Pour nous, le débat se situe sur la liberté culturelle, l'identité des territoires, mais aussi sur le rejet absolu de l'antispécisme, qui est le fonds de commerce du député Caron.
André Viard, président des villes taurines de Franceà France 3 Aquitaine
Pour l'ancien matador, le débat sur le bien-être animal n'a pas lieu d'être dans le contexte de la tauromachie. "Le taureau n'est pas un animal de compagnie. Il a sans doute la vie la plus heureuse et la plus conforme sa nature. Et il a aussi la mort qui correspond le plus à sa nature", assure-t-il. André Viard dénonce l'hypocrisie des Français qui " mangent de la viande, mais ne sont pas prêts à voir la mort".
Nous, on assume de tuer l'animal en public et de lui rendre hommage. Il y a plus de souffrance dans les abattoirs que dans l'arène.
André Viard, président des villes taurines de Franceà France 3 Aquitaine
"Pour nous, le fait qu'il meure dans l'arène, c'est la plus grande marque de respect que nous pouvons lui offrir", poursuit-il. Un raisonnement qu'il reconnaît, "un peu difficile à comprendre, quand on habite à Lille ou à Tourcoing. Mais pas quand on habite dans le sud. C'est ce qui fait que la tauromachie est une culture".
"Il reste un animal qui souffre, et qu'on tue à la fin"
Lisa Lou (son prénom a été modifié), elle, habite bien dans le sud ouest. Elle est pourtant farouchement opposée à ce qu'elle qualifie de "torture". "J'ai assisté à une corrida. Si on enlève les flonflons, les costumes à parade avec les choux à pompons et les costumes à paillette des toreros, qu'est-ce qui nous reste ? L'animal, qui souffre, et qu'on tue à la fin" résume la militante, qui garde en tête le "cri du taureau blessé". Un point de vue difficile à faire entendre localement.
"Ce n'est pas facile de militer dans le premier département taurin de France, encore plus pour les femmes, car j'entends beaucoup de paroles sexistes", assure-t-elle, dénonçant des agressions, verbales et des crachats à son encontre. Elle tient à souligner un paradoxe.

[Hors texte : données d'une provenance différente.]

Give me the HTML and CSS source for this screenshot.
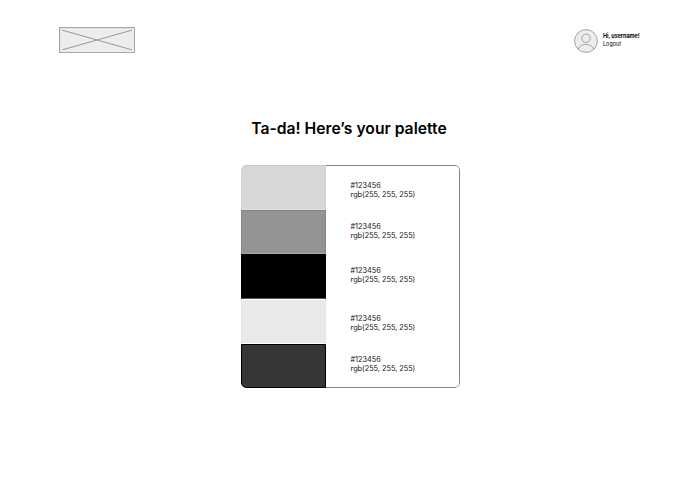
FILE: index.html
```html
<!DOCTYPE html>
<html lang="en">
<head>
<meta charset="utf-8">
<title>Your palette</title>
<link rel="stylesheet" href="styles.css">
</head>
<body>
<header class="header">
  <svg class="logo" width="76" height="26" viewBox="0 0 76 26">
    <rect x=".6" y=".6" width="75" height="25" fill="#ededed" stroke="#a3a3a3" stroke-width="1.1"/>
    <path d="M3.3 3.2 72.8 22.8M72.8 3.2 3.3 22.8" stroke="#999" stroke-width="1"/>
  </svg>
  <div class="user">
    <svg class="avatar" width="24" height="24" viewBox="0 0 24 24" fill="none" stroke="#a3a3a3">
      <circle cx="12" cy="12" r="11.4" fill="#ededed"/>
      <circle cx="12" cy="9.3" r="4.1"/>
      <path d="M4 20.1C5.7 17 8.6 15.3 12 15.3s6.300 1.700 8 4.800"/>
    </svg>
    <div class="account">
      <strong>Hi, username!</strong>
      <span>Logout</span>
    </div>
  </div>
</header>
<main class="main">
  <h1 class="title">Ta-da! Here’s your palette</h1>
  <section class="palette">
    <div class="swatches">
      <div class="swatch silver"></div>
      <div class="swatch gray"></div>
      <div class="swatch black"></div>
      <div class="swatch light"></div>
      <div class="swatch dark"></div>
    </div>
    <div class="codes">
      <p>#123456<br>rgb(255, 255, 255)</p>
      <p>#123456<br>rgb(255, 255, 255)</p>
      <p>#123456<br>rgb(255, 255, 255)</p>
      <p>#123456<br>rgb(255, 255, 255)</p>
      <p>#123456<br>rgb(255, 255, 255)</p>
    </div>
  </section>
</main>
</body>
</html>
```
FILE: styles.css
```css
* { box-sizing: border-box; }
body {
  margin: 0;
  background: #fff;
  color: #000;
  font-family: Inter, sans-serif;
}
.header {
  display: flex;
  justify-content: space-between;
  align-items: flex-start;
  padding: 27px 60.500px 0 59px;
  height: 54px;
}
.logo, .avatar { display: block; flex: none; }
.user { display: flex; gap: 5px; padding-top: 1px; }
.avatar { margin-top: .5px; }
.account {
  display: flex;
  flex-direction: column;
  width: 36.500px;
  padding-top: 4px;
  font-size: 5.500px;
  line-height: 8px;
  white-space: nowrap;
}
.account strong { font-weight: 700; letter-spacing: -.07px; }
.main { display: flex; flex-direction: column; align-items: center; }
.title {
  margin: 65px 1px 0 0;
  font-size: 15.700px;
  line-height: 20px;
  font-weight: 600;
  padding-right: 1px;
}
.palette {
  display: flex;
  width: 219px;
  height: 223px;
  margin: 26px 0 0 1px;
  border-radius: 5px;
  overflow: hidden;
}
.swatches {
  display: grid;
  grid-template-rows: 45px 44px 45px 45px 44px;
  width: 85px;
}
.swatch { border: 1px solid; }
.silver { background: #d7d7d7; border-color: #c8c8c8 #d2d2d2 #e2e2e2; border-top-left-radius: 5px; }
.gray { background: #949494; border-color: #858585 #858585 #aaa; }
.black { background: #000; border-color: #000 #000 #555; }
.light { background: #e9e9e9; border-color: #fff #e4e4e4 #fff; }
.dark { background: #363636; border-color: #000; border-bottom-left-radius: 5px; }
.codes {
  flex: 1;
  padding: 15px 0 0 24.500px;
  border: 1px solid #858585;
  border-left: 0;
  border-radius: 0 5px 5px 0;
  font-size: 7.300px;
  line-height: 9px;
  color: #111;
}
.codes p { margin: 0 0 23px; }
.codes p:nth-child(2) { margin-bottom: 26px; }
.codes p:nth-child(3) { margin-bottom: 30px; }
```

"Je me demande s'ils n'ont pas un peu conscience de ce qu'ils font. Après tout, ce sont des gens qui ont des chats ou des chiens dont ils s'occupent très bien et qu'ils aiment. Et là, ils sont capables d'aller voir un autre animal se faire planter par des banderilles, agoniser puis mourir".
Le taureau est peut-être un animal à part pour eux, mais ça reste un mammifère, avec un système nerveux, qui ressent de la peur et de la souffrance.
Lisa Lou, militante de la cause animaleà France 3 Aquitaine
Vers la fin de la corrida ?
"Je ne peux pas comprendre ce désir que l'on a d'aller voir une corrida, qu'on puisse s'amuser, à notre époque, sur une souffrance animale, s'indigne Lisa Lou, rejetant l'argument de la tradition. Quand une tradition est cruelle, aberrante, malsaine, on peut l'abolir". Les espoirs de la militante reposent sur la jeunesse, qu'elle sent moins encline à assister à des corridas. "Je pense que la corrida va mourir d'elle-même".
Et c'est peut-être le point sur lequel pros et antis tombent d'accord. L'ex-matador André Viard ne se fait guère d'illusion sur la fin annoncée de la corrida. "La société française n'a plus, dans sa majorité, le courage de regarder la mort en face. On est en train de créer des générations de pleutres en France".
"Toutes les cultures disparaissent à partir du moment où elles ne sont plus en adéquation avec les populations qui les ont fait vivre, analyse-t-il. Un jour ou l'autre, la corrida disparaitra, mais nous serons le dernier village gaulois !"
► Reportage de Maria Laforcade et Alexis Dumoulin
Ce jeudi 24 novembre, les députés doivent se pencher sur la proposition de loi d'Aymeric Caron. Rejetée en commission des lois, elle sera examinée à la faveur de la niche parlementaire de la France insoumise qui bénéficie d'une journée pour inscrire ses propositions à l'ordre du jour. Celle sur la corrida arrivera en 4e position. Les nombreux amendements déposés pour faire durer les débats pourraient tout simplement empêcher son examen dans les délais impartis.